En clair, si à 30 ans t’es PASSI, t’as raté ta vie. Ou pas loin.

Conclusion

Pour une fois je vais mouiller la chemise et me lancer dans l’exercice périlleux de la futurologie.

Je pense qu’il y aura des sociétés labellisées PASSI d’ici quelques mois (au mieux). Mais que la prestation de service labellisée restera un marché de niche dans lequel se retrouveront piégées quelques administrations. Et que les prestataires eux-mêmes finiront par jeter l’éponge si les règles sont appliquées de manière trop stricte (comprendre : s’il faut vraiment démontrer une compétence pointue et continue).

Je pense que le seul qui profitera à coup sûr du système sera le vendeur de pioches, comme dans toutes les ruées vers l’or.

Je pense que l’ANSSI n’aura jamais le courage politique de retirer le label à un quelconque acteur majeur du domaine, ce qui aura pour conséquence de dégrader lentement mais irrémédiablement le fondement même de la labellisation comme processus de création de confiance. C'est ce qui se passe actuellement – mais dans une moindre mesure, car il ne s'agit que de produits – avec la CSPN.

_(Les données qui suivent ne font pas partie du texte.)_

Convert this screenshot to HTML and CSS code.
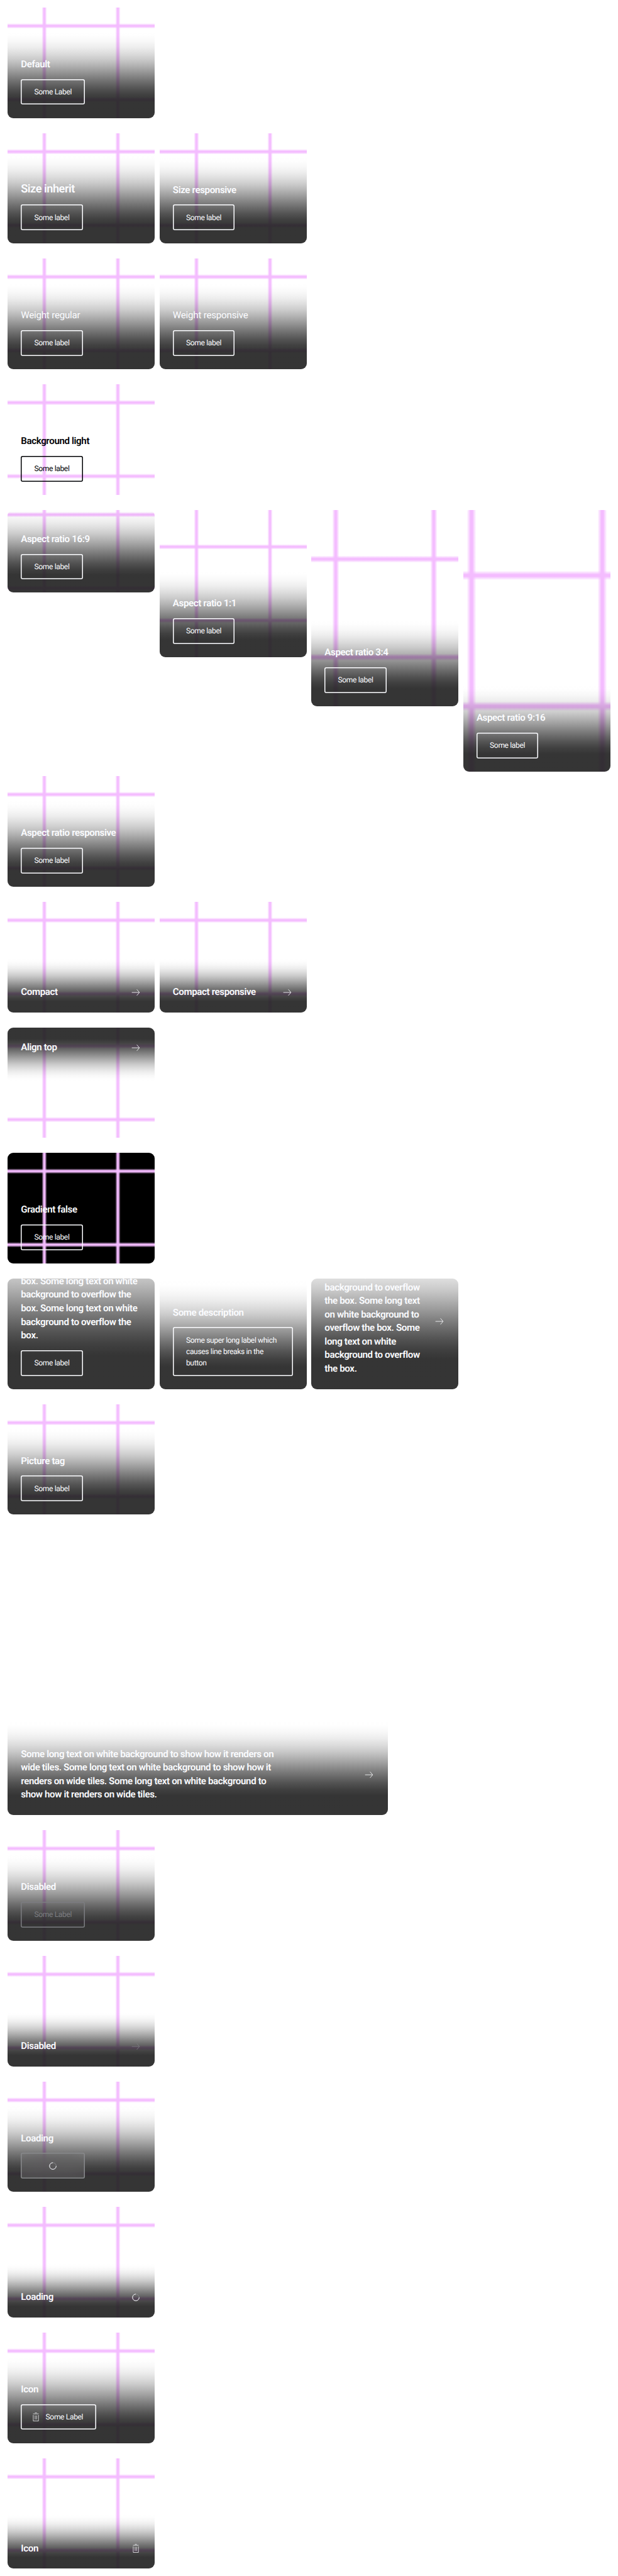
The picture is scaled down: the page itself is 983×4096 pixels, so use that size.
FILE: index.html
```html
<!DOCTYPE html>
<html lang="en">
<head>
<meta charset="utf-8">
<title>Link tile</title>
<link rel="stylesheet" href="styles.css">
</head>
<body>
<svg class="sprite" aria-hidden="true">
  <defs>
    <linearGradient id="lx" x1="0" x2="1" y1="0" y2="0">
      <stop offset="0" stop-color="#f4bcff" stop-opacity="0"/><stop offset=".4" stop-color="#f4bcff"/><stop offset=".6" stop-color="#f4bcff"/><stop offset="1" stop-color="#f4bcff" stop-opacity="0"/>
    </linearGradient>
    <linearGradient id="ly" x1="0" x2="0" y1="0" y2="1">
      <stop offset="0" stop-color="#f4bcff" stop-opacity="0"/><stop offset=".4" stop-color="#f4bcff"/><stop offset=".6" stop-color="#f4bcff"/><stop offset="1" stop-color="#f4bcff" stop-opacity="0"/>
    </linearGradient>
    <g id="grid">
      <rect x="23.2" y="0" width="3.6" height="100" fill="url(#lx)"/>
      <rect x="73.2" y="0" width="3.6" height="100" fill="url(#lx)"/>
      <rect x="0" y="23.2" width="100" height="3.6" fill="url(#ly)"/>
      <rect x="0" y="73.2" width="100" height="3.6" fill="url(#ly)"/>
    </g>
    <g id="arrow" fill="none" stroke="currentColor" stroke-width="1.1"><path d="M3.5 12H19.4M14 5.6L19.6 12L14 18.4"/></g>
    <g id="trash" fill="none" stroke="currentColor" stroke-width="1"><path d="M10 3.5h4M6 5.5h12M6.5 8v12.5h11V8M10.5 9v8.5M13.5 9v8.5"/></g>
    <g id="spinner" fill="none" stroke-width="1.2"><circle cx="12" cy="12" r="7" stroke="#88898c"/><path d="M19 12A7 7 0 1 1 12 5" stroke="#fbfcff"/></g>
  </defs>
</svg>
<main class="page">
  <section class="row">
    <a class="tile"><svg class="pic" viewBox="0 0 100 100" preserveAspectRatio="xMidYMid slice"><use href="#grid"/></svg><div class="content"><p class="title">Default</p><span class="btn">Some Label</span></div></a>
  </section>
  <section class="row">
    <a class="tile"><svg class="pic" viewBox="0 0 100 100" preserveAspectRatio="xMidYMid slice"><use href="#grid"/></svg><div class="content"><p class="title large">Size inherit</p><span class="btn">Some label</span></div></a>
    <a class="tile"><svg class="pic" viewBox="0 0 100 100" preserveAspectRatio="xMidYMid slice"><use href="#grid"/></svg><div class="content"><p class="title">Size responsive</p><span class="btn">Some label</span></div></a>
  </section>
  <section class="row">
    <a class="tile"><svg class="pic" viewBox="0 0 100 100" preserveAspectRatio="xMidYMid slice"><use href="#grid"/></svg><div class="content"><p class="title regular">Weight regular</p><span class="btn">Some label</span></div></a>
    <a class="tile"><svg class="pic" viewBox="0 0 100 100" preserveAspectRatio="xMidYMid slice"><use href="#grid"/></svg><div class="content"><p class="title regular">Weight responsive</p><span class="btn">Some label</span></div></a>
  </section>
  <section class="row">
    <a class="tile light"><svg class="pic" viewBox="0 0 100 100" preserveAspectRatio="xMidYMid slice"><use href="#grid"/></svg><div class="content plain"><p class="title">Background light</p><span class="btn">Some label</span></div></a>
  </section>
  <section class="row ratios">
    <a class="tile r16x9"><svg class="pic" viewBox="0 0 100 100" preserveAspectRatio="xMidYMid slice"><use href="#grid"/></svg><div class="content"><p class="title">Aspect ratio 16:9</p><span class="btn">Some label</span></div></a>
    <a class="tile r1x1"><svg class="pic" viewBox="0 0 100 100" preserveAspectRatio="xMidYMid slice"><use href="#grid"/></svg><div class="content"><p class="title">Aspect ratio 1:1</p><span class="btn">Some label</span></div></a>
    <a class="tile r3x4"><svg class="pic" viewBox="0 0 100 100" preserveAspectRatio="xMidYMid slice"><use href="#grid"/></svg><div class="content"><p class="title">Aspect ratio 3:4</p><span class="btn">Some label</span></div></a>
    <a class="tile r9x16"><svg class="pic" viewBox="0 0 100 100" preserveAspectRatio="xMidYMid slice"><use href="#grid"/></svg><div class="content"><p class="title">Aspect ratio 9:16</p><span class="btn">Some label</span></div></a>
  </section>
  <section class="row">
    <a class="tile"><svg class="pic" viewBox="0 0 100 100" preserveAspectRatio="xMidYMid slice"><use href="#grid"/></svg><div class="content"><p class="title">Aspect ratio responsive</p><span class="btn">Some label</span></div></a>
  </section>
  <section class="row">
    <a class="tile"><svg class="pic" viewBox="0 0 100 100" preserveAspectRatio="xMidYMid slice"><use href="#grid"/></svg><div class="content compact"><p class="title">Compact</p><svg class="icon" viewBox="0 0 24 24"><use href="#arrow"/></svg></div></a>
    <a class="tile"><svg class="pic" viewBox="0 0 100 100" preserveAspectRatio="xMidYMid slice"><use href="#grid"/></svg><div class="content compact"><p class="title">Compact responsive</p><svg class="icon" viewBox="0 0 24 24"><use href="#arrow"/></svg></div></a>
  </section>
  <section class="row">
    <a class="tile top"><svg class="pic" viewBox="0 0 100 100" preserveAspectRatio="xMidYMid slice"><use href="#grid"/></svg><div class="content compact"><p class="title">Align top</p><svg class="icon" viewBox="0 0 24 24"><use href="#arrow"/></svg></div></a>
  </section>
  <section class="row">
    <a class="tile black"><svg class="pic" viewBox="0 0 100 100" preserveAspectRatio="xMidYMid slice"><use href="#grid"/></svg><div class="content plain"><p class="title">Gradient false</p><span class="btn">Some label</span></div></a>
  </section>
  <section class="row">
    <a class="tile"><div class="content"><p class="title">Some long text on white background to overflow the box. Some long text on white background to overflow the box. Some long text on white background to overflow the box.</p><span class="btn">Some label</span></div></a>
    <a class="tile"><div class="content"><p class="title">Some description</p><span class="btn">Some super long label which causes line breaks in the button</span></div></a>
    <a class="tile"><div class="content compact"><p class="title">Some long text on white background to overflow the box. Some long text on white background to overflow the box. Some long text on white background to overflow the box.</p><svg class="icon" viewBox="0 0 24 24"><use href="#arrow"/></svg></div></a>
  </section>
  <section class="row">
    <a class="tile"><svg class="pic" viewBox="0 0 100 100" preserveAspectRatio="xMidYMid slice"><use href="#grid"/></svg><div class="content"><p class="title">Picture tag</p><span class="btn">Some label</span></div></a>
  </section>
  <section class="row wide">
    <a class="tile"><div class="content compact"><p class="title">Some long text on white background to show how it renders on wide tiles. Some long text on white background to show how it renders on wide tiles. Some long text on white background to show how it renders on wide tiles.</p><svg class="icon" viewBox="0 0 24 24"><use href="#arrow"/></svg></div></a>
  </section>
  <section class="row">
    <a class="tile"><svg class="pic" viewBox="0 0 100 100" preserveAspectRatio="xMidYMid slice"><use href="#grid"/></svg><div class="content"><p class="title">Disabled</p><span class="btn disabled">Some Label</span></div></a>
  </section>
  <section class="row">
    <a class="tile"><svg class="pic" viewBox="0 0 100 100" preserveAspectRatio="xMidYMid slice"><use href="#grid"/></svg><div class="content compact"><p class="title">Disabled</p><svg class="icon muted" viewBox="0 0 24 24"><use href="#arrow"/></svg></div></a>
  </section>
  <section class="row">
    <a class="tile"><svg class="pic" viewBox="0 0 100 100" preserveAspectRatio="xMidYMid slice"><use href="#grid"/></svg><div class="content"><p class="title">Loading</p><span class="btn loading"><svg class="icon" viewBox="0 0 24 24"><use href="#spinner"/></svg></span></div></a>
  </section>
  <section class="row">
    <a class="tile"><svg class="pic" viewBox="0 0 100 100" preserveAspectRatio="xMidYMid slice"><use href="#grid"/></svg><div class="content compact"><p class="title">Loading</p><svg class="icon" viewBox="0 0 24 24"><use href="#spinner"/></svg></div></a>
  </section>
  <section class="row">
    <a class="tile"><svg class="pic" viewBox="0 0 100 100" preserveAspectRatio="xMidYMid slice"><use href="#grid"/></svg><div class="content"><p class="title">Icon</p><span class="btn with-icon"><svg class="icon" viewBox="0 0 24 24"><use href="#trash"/></svg>Some Label</span></div></a>
  </section>
  <section class="row">
    <a class="tile"><svg class="pic" viewBox="0 0 100 100" preserveAspectRatio="xMidYMid slice"><use href="#grid"/></svg><div class="content compact"><p class="title">Icon</p><svg class="icon" viewBox="0 0 24 24"><use href="#trash"/></svg></div></a>
  </section>
</main>
</body>
</html>
```
FILE: styles.css
```css
html {
  font-size: 12.0965px;
  background: #fff;
}

body {
  margin: 0;
  font-family: Roboto, "Liberation Sans", sans-serif;
  text-rendering: geometricPrecision;
}

.sprite {
  position: absolute;
  width: 0;
  height: 0;
}

.page {
  box-sizing: border-box;
  width: 81.25rem;
  padding: 1rem;
  display: flex;
  flex-direction: column;
  gap: 2rem;
}

.row {
  display: grid;
  grid-template-columns: repeat(4, 1fr);
  gap: 0.625rem;
  align-items: start;
}

.ratios {
  margin-bottom: -1.375rem;
}

.wide {
  grid-template-columns: 50rem;
}

.tile {
  position: relative;
  display: flex;
  flex-direction: column;
  justify-content: flex-end;
  min-width: 0;
  min-height: 0;
  aspect-ratio: 4 / 3;
  height: auto;
  overflow: hidden;
  border-radius: 0.75rem;
  color: #fbfcff;
  contain: size;
}

.r16x9 { aspect-ratio: 16 / 9; }
.r1x1 { aspect-ratio: 1; }
.r3x4 { aspect-ratio: 3 / 4; }
.r9x16 { aspect-ratio: 9 / 16; }

.light { color: #010205; }
.black { background: #000; }
.top { justify-content: flex-start; }

/* picture behind the tile's content */
.pic {
  position: absolute;
  inset: 0;
  width: 100%;
  height: 100%;
}

.content {
  --direction: to top;
  position: relative;
  flex: none;
  display: flex;
  flex-direction: column;
  align-items: flex-start;
  gap: 1rem;
  padding: 3.75rem 1.75rem 1.75rem;
  background: linear-gradient(var(--direction),
    rgba(31, 31, 31, 0.9) 0%,
    rgba(31, 31, 31, 0.9) 20%,
    rgba(31, 31, 31, 0.852) 26.67%,
    rgba(31, 31, 31, 0.768) 33.33%,
    rgba(31, 31, 31, 0.668) 40%,
    rgba(31, 31, 31, 0.557) 46.67%,
    rgba(31, 31, 31, 0.442) 53.33%,
    rgba(31, 31, 31, 0.333) 60%,
    rgba(31, 31, 31, 0.232) 66.67%,
    rgba(31, 31, 31, 0.148) 73.33%,
    rgba(31, 31, 31, 0.079) 80%,
    rgba(31, 31, 31, 0.03) 86.67%,
    rgba(31, 31, 31, 0.004) 93.33%,
    rgba(31, 31, 31, 0) 100%);
}

.plain { background: none; }

.compact {
  flex-direction: row;
  align-items: center;
  justify-content: space-between;
  gap: 1.5rem;
}

.top .content {
  --direction: to bottom;
  padding: 1.75rem 1.75rem 3.75rem;
}

.title {
  margin: 0;
  max-width: 34.375rem;
  font-size: 1.25rem;
  font-weight: 600;
  line-height: 1.425;
  letter-spacing: -0.025em;
}

.large {
  font-size: 1.5rem;
  line-height: 1.4;
}

.regular {
  font-weight: 400;
  letter-spacing: -0.014em;
}

/* the outline is an inset shadow so that its width can be fractional */
.btn {
  --outline: currentColor;
  display: flex;
  align-items: center;
  gap: 0.5rem;
  box-sizing: border-box;
  padding: 0.9375rem 1.75rem;
  box-shadow: inset 0 0 0 0.125rem var(--outline);
  border-radius: 0.25rem;
  font-size: 1rem;
  line-height: 1.5rem;
  letter-spacing: -0.03em;
}

.disabled { color: #7c7d81; }

.with-icon { padding-left: 1.25rem; }

.loading {
  --outline: #88898c;
  width: 8.4rem;
  justify-content: center;
  background: rgba(148, 149, 152, 0.22);
  backdrop-filter: blur(1.2rem);
}

.icon {
  flex: none;
  display: block;
  width: 1.5rem;
  height: 1.5rem;
}

.muted { color: #7c7d81; }
```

Je pense que dans cinq ans, les seuls endroits où se pratiquera encore de manière professionnelle la sécurité informatique en France seront les acteurs de l’offensif (ANSSI, DGSE, DGA … ainsi que quelques privés comme VUPEN). Aucun jeune ne fera l’effort nécessaire pour se mettre à niveau sur les technologies actuelles avec pour seul horizon de piloter une analyse EBIOS ou une matrice de couverture des risques. Le métier d’auditeur en sécurité dans le privé – s’il existe encore – se réduira à l’utilisation d’outils simples tels que pst2ppt (ou l’inverse).

Sur ce, souhaitons que l’ANSSI s’attaque à un chantier encore plus fun : labelliser les RSSI :) Et à demain pour la réunion de lancement du PASSI.


Déni de responsabilité : je ne suis pas prestataire de service, je n’ai aucunement contribué au PASSI (sauf par mes écrits), je ne dispose d’aucun canal d’information en dehors des circuits publics, tous les propos retranscrits dans cet article ont été collectés sous l’emprise de l’alcool, donc certainement faux. Ou pas.